Jabłonków: »Rajd o Kyrpce Macieja« prawie bez deszczu | 06.08.2023
Z
udziałem 56 uczestników odbył się w sobotnie przedpołudnie „Rajd o Kyrpce
Macieja” Polskiego Towarzystwa Turystyczno-Sportowego „Beskid Śląski”. Impreza ta
już dawno wpisała się na stałe w harmonogram wydarzeń towarzyszących świętogorolskiej
sobocie. Nic więc dziwnego, że jej meta znajduje się w Lasku Miejskim w
Jabłonkowie.
Ten tekst przeczytasz za 2 min. 60 s
Jasio Szotkowski z kyrpcami dla najmłodszego uczestnika rajdu. Fot. BEATA SCHÖNWALD
– Ten
rajd był taki, na jaki pozwoliła pogoda. Było dosyć mało uczestników, zwykle
jest nas około setki – przyznała wiceprezes ds. turystyki „Beskidu Śląskiego” Wanda
Farnik. Najczęściej wybieraną w tym roku trasą była ta prowadząca z Mostów koło
Jabłonkowa przez Boconowice do Lasku Miejskiego. – Szkoda, że tak niewiele osób
dotarło na Baginiec, gdzie na uczestników czekała niespodzianka. Za trafienie
strzałkami w dziesiątkę można było otrzymać kieliszek czegoś mocniejszego, dla
każdego było serduszko z piernika oraz wspólne zdjęcie z organizatorami tych
atrakcji – przybliżyła Farnik. Nikt też nie zdecydował się na nową trasę
prowadzącą przez Kozubową. – Te dłuższe i o wyższym stopniu trudności należały
w tym roku do mniej uczęszczanych. Myślę, że wielu odradziły prognozy pogody –
stwierdziła wiceprezeska.
Grupka
uczestników z Trzyńca-Starego Miasta jeszcze sobotniego ranka nie była zdecydowana,
czy weźmie udział w rajdzie. – Szliśmy z Mostów sześć kilometrów do Boconowic.
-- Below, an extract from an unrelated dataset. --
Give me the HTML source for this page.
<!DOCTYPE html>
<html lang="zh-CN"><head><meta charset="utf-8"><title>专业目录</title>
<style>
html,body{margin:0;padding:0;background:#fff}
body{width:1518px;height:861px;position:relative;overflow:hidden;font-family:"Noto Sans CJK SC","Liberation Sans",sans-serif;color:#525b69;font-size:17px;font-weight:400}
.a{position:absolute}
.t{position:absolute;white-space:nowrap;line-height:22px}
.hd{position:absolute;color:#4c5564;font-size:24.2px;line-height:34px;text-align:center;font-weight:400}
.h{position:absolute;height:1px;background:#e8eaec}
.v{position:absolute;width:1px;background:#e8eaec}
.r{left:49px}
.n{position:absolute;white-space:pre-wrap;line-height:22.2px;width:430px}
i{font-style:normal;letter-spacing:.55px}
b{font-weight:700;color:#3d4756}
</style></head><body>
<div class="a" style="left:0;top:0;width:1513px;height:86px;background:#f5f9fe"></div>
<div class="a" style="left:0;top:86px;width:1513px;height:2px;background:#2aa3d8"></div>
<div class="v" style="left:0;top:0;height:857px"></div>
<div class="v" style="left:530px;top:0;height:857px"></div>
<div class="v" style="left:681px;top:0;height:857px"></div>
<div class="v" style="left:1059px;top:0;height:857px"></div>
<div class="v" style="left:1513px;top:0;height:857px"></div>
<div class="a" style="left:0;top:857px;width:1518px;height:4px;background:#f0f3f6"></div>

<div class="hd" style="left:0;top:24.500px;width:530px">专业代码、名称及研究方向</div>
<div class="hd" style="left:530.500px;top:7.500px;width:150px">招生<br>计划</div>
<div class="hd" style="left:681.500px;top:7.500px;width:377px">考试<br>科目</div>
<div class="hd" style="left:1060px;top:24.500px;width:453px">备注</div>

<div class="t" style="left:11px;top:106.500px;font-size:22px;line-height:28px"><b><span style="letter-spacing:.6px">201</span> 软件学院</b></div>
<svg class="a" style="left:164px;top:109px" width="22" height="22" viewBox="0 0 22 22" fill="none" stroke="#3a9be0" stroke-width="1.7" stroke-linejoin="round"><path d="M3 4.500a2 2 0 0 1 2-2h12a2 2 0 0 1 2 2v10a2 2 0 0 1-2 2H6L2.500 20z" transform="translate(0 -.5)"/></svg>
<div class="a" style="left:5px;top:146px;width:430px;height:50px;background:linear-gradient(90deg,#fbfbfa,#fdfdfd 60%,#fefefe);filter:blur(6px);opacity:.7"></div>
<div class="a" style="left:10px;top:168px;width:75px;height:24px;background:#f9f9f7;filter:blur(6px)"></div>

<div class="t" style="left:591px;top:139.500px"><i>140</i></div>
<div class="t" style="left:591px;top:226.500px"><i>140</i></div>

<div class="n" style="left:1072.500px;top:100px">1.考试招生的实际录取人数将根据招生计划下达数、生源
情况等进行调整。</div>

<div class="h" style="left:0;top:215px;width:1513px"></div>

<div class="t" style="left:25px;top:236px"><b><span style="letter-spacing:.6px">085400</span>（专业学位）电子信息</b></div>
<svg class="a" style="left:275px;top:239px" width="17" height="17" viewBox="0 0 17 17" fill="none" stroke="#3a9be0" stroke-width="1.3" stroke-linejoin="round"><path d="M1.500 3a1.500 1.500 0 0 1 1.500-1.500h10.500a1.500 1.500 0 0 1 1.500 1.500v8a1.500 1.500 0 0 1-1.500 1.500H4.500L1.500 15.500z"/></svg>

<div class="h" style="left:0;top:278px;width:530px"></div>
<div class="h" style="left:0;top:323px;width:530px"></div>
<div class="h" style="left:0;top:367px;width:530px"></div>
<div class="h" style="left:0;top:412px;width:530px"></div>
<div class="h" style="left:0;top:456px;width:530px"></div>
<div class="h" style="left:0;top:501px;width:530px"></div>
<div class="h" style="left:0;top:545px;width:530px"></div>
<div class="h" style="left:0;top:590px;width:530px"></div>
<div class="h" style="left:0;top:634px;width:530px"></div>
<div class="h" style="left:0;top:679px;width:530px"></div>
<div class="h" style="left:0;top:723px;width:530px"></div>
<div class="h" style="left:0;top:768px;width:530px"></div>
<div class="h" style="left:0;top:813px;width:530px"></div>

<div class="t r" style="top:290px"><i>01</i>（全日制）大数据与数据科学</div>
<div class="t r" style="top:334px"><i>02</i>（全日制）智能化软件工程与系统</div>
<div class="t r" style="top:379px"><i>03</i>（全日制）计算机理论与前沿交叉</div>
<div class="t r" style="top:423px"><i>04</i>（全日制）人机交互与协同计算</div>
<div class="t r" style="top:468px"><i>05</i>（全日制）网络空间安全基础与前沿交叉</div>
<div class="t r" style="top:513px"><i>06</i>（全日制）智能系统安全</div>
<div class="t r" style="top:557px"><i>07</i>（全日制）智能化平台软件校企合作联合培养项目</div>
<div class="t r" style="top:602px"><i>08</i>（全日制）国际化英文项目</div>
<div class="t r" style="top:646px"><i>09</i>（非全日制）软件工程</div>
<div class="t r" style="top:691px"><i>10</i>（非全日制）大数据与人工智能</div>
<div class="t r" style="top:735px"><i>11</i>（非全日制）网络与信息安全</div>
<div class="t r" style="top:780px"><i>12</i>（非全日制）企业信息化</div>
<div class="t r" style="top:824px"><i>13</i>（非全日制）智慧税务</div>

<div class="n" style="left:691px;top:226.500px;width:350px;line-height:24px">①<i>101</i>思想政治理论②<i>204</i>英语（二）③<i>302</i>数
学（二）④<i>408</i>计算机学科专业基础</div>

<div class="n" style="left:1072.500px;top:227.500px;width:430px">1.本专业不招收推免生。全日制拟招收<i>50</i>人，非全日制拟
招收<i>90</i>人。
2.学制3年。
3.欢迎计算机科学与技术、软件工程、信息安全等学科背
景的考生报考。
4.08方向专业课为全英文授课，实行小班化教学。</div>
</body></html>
Tam,
w punkcie kontrolnym u Maryny otrzymaliśmy pieczątkę i kolejne cztery kilometry
wędrowaliśmy do Lasku Miejskiego. Bardzo fajnie się szło, chociaż rano jeszcze
się wahaliśmy, czy w ogóle warto wyruszać w drogę, skoro pogoda była taka niepewna.
Wyjechaliśmy wprawdzie dopiero o wpół do dziesiątej, ale i tak wszystko
zdążyliśmy zaliczyć na czas. I nie spadła na nas ani kropla deszczu – relacjonowali
Wanda i Roman Zagórowie, którym towarzyszyły na szlaku Irena Walczysko i Anna
Richter.
Tej
ostatniej tego dnia szczęście wyjątkowo sprzyjało. Podczas odbywającego się na
scenie Lasku Miejskiego oficjalnego podsumowania rajdu, wylosowała zwycięskie
oryginalne kyrpce.
Z
kolei kyrpce dla najmłodszego uczestnika wychodził sobie czteroletni Jasio
Szotkowski. Zaliczył 10-kilometrową trasę od dworca kolejowego w Mostach koło
Jabłonkowa do mety w jabłonkowskim Lasku Miejskim. W rozmowie z „Głosem”
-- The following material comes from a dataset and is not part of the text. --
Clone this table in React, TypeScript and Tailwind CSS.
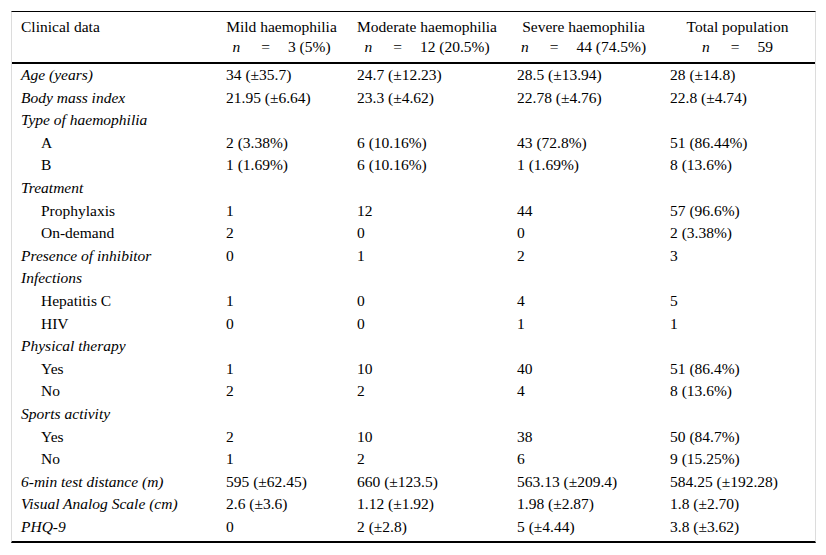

przyznał, że bolały go nóżki i miejscami było ciężko. – Chociaż potrzebował
odpowiedniej motywacji, całą trasę przeszedł o własnych siłach. Ani przez
chwilę nikt z nas dorosłych nie niósł go na rękach – przekonywała jego mama
Anna Szotkowska. Synkowi towarzyszyła razem z jego młodszym braciszkiem w wózku
oraz swoim rodzeństwem.
Specjalne
honorowe kyrpce przyznano natomiast zasłużonej działaczce „Beskidu Śląskiego” Halinie
Filipek. Jak poinformowała prezeska towarzystwa Halina Twardzik, ta długoletnia
członkini komisji kontrolnej obchodzi w tym roku okrągły jubileusz życiowy.
W
czasie finału „Rajdu o Kyrpce Macieja” odśpiewano hymn PTTS pt. „Szumi jawor” z
towarzyszeniem kapeli Zespołu Regionalnego „Błędowice”.